Once I had taken that step, the advantages of being a bassist really came home to me. For a start my equipment needs when compared to the other musicians - guitarist, drummer, keyboard player - were fairly minimal: one big amp, one nice bass, and maybe an effects unit to go into the carrying bag with the two or three cables needed. All of it fitted quite neatly into the laid-flat back of our estate car, leaving room for any other stuff that was required. Then there was playing itself. While I wouldn't minimise the technical skill needed to play bass, I found that I could relax more than when I was playing guitar without having to worry about my notes so much or which effects pedal to press when. This left me room to listen to the song as a whole and also to do other duties like operate MIDI equipment. Although I do use effects, it's normally only one at a time, and not very frequently: I don't have to worry about combinations and whether I've wired up the boxes in the right order (I had five or six when I was playing guitar regularly, and they certainly benefited from being wired in a certain order). Playing bass has also added a new dimension to my songwriting. I find I can now write songs based on blues riffs, for example, something I never really tried before. The very economy of some bass playing actually opens a new vista on writing music.

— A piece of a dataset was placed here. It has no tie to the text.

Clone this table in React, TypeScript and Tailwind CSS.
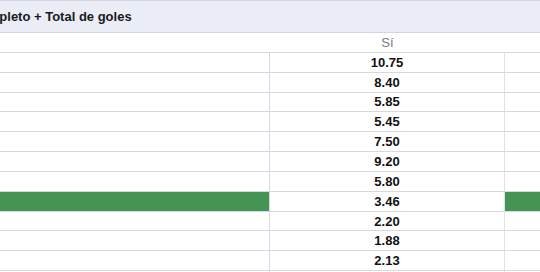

As for all the stuff about guitarists scoring with all the groupies... well, I was never into that scene anyway. To be honest I don't think I ever saw any of my fellow musicians "score" with a member of the opposite sex whom they didn't know anyway. That's another myth laid to rest, then.. or maybe we've all grown up since the sixties and seventies. Keep the sex for your partner, skip the drugs and just play the rock 'n' roll.